Jeff Bezos’ private space company, Blue Origin, just completed its ninth successful test of the New Shepard launch system, developed with the goal of ferrying passengers to the edge of space and bringing them safely back to Earth.
The company launched and landed its New Shepard rocket and spacecraft without any difficulty, surpassing its previous altitude record by an impressive 12 miles (about 20 kilometers), Ars Technica reports.
Today’s test was meant to assess the crew capsule’s emergency abort procedures at high altitude and saw both rocket and spacecraft touch down without any incident, after the two separated about two minutes and 40 seconds after the rocket launch.
Dubbed Mission 9, the flight test aimed to evaluate the performance of Blue Origin’s reusable New Shepard system in yet another extreme scenario, by simulating an emergency escape situation in which the crew capsule had to perform “a high-altitude escape motor test — pushing the rocket to its limits,” the company announced on Twitter on July 17.
The ninth New Shepard test took place on July 18 at Blue Origin’s facilities in West Texas, with the new generation rocket blasting off from its launchpad at 11 a.m. ET.
Three minutes after take-off, the company fired the crew capsule’s emergency motor and saw the spacecraft soar to an altitude of roughly 74 miles (119 kilometers), well above the Karman line, or the widely accepted boundary of space, placed at 62 miles (100 kilometers).
As the Inquisitr previously reported, New Shepard had already gone beyond the Karman line during its previous flight test, carried out earlier this year, on April 29, when the rocket flew to an altitude of almost 66 miles (106 kilometers).
New Shepard aced today’s flight test as well. Both the spacecraft and the rocket landed safely back on Earth, the capsule returning to the ground after 11 minutes of flight.
“Anything could have happened today, and this is the best possible outcome,” Blue Origin the launch commentator Ariane Cornell said during the live webcast of Mission 9, available in the video below and which started airing 20 minutes after the New Shepard was launched.
According to The Verge, the firing of the emergency motor caused the New Shepard crew capsule to sustain up to 10 Gs during today’s test.
“That is well within what humans can take, especially for such a short spurt of time,” said Cornell.
Just like during the previous two test flights, Blue Origin’s test dummy, Mannequin Skywalker, was present on board the crew capsule to do his duty and test out the various forces that passengers would feel during a space ride on the New Shepard 2.0, notes BGR.

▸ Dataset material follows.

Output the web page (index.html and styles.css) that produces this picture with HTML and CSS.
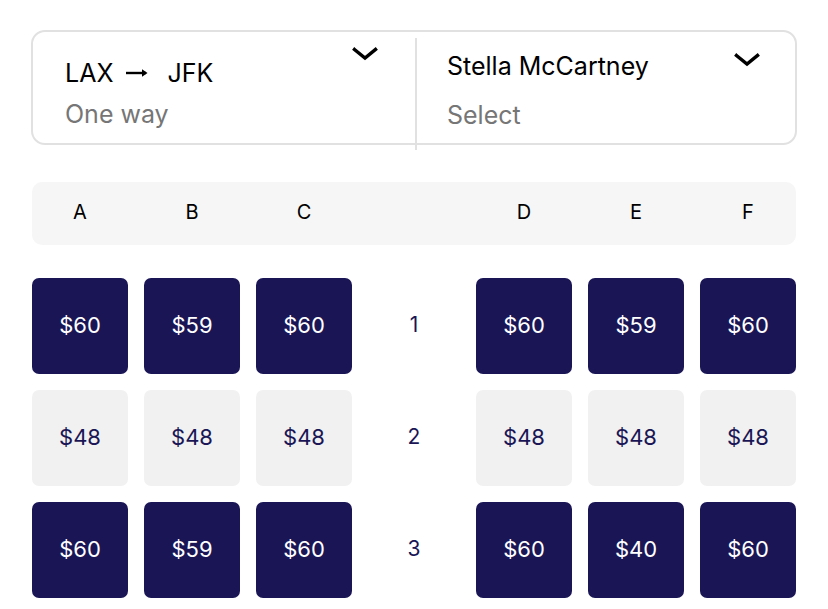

Aside from Mannequin Skywalker, the New Shepard spacecraft carried a payload of science experiments from NASA, commercial firms, and universities, as well as cargo sent up the company’s own personnel as part of the “Fly My Stuff” program — all detailed on the Blue Origin website in the Mission 9 cargo manifest.
For instance, NASA flew an experiment designed to measure the conditions inside the crew capsule during the flight test, whereas Santa Fe company Solstar, which also had cargo on New Shepard’s Mission 8, tested out its Wi-Fi access during the new mission.
This is the New Shepard’s third suborbital flight test to include commercial payloads, Ars Technica reported prior to the launch, and the second emergency abort test to be carried out on the new launch system. Blue Origin tested the same procedure in October 2016, only the previous emergency motor test was conducted at low altitude.
During that test, the spacecraft’s emergency motor was fired 45 seconds into the flight, at an altitude of 16,000 feet (4,876 meters), slamming the rocket booster with 70,000 pounds of thrust and forceful exhaust. Though the booster wasn’t designed to survive the test, it managed to touch down in the Texas desert. Footage of the 2016 low-altitude emergency abort test is available in the video below.
With this latest success, Blu Origin is inching its way until its first crewed test flight, which the company expects to take place later this year, after a “couple more tests,” noted Cornell.
“We’ll test the ever-living daylights out of the vehicle before ever putting a human on it,” Bezos was quoted saying in 2016. “One of the things I feel very, very strongly about is if you want to get good at spaceflight you have to practice.”
Blue Origin is expecting to give the start of commercial flights with the New Shepard as early as 2019 and already plans to begin selling tickets to space tourists next year, as reported by the Inquisitr.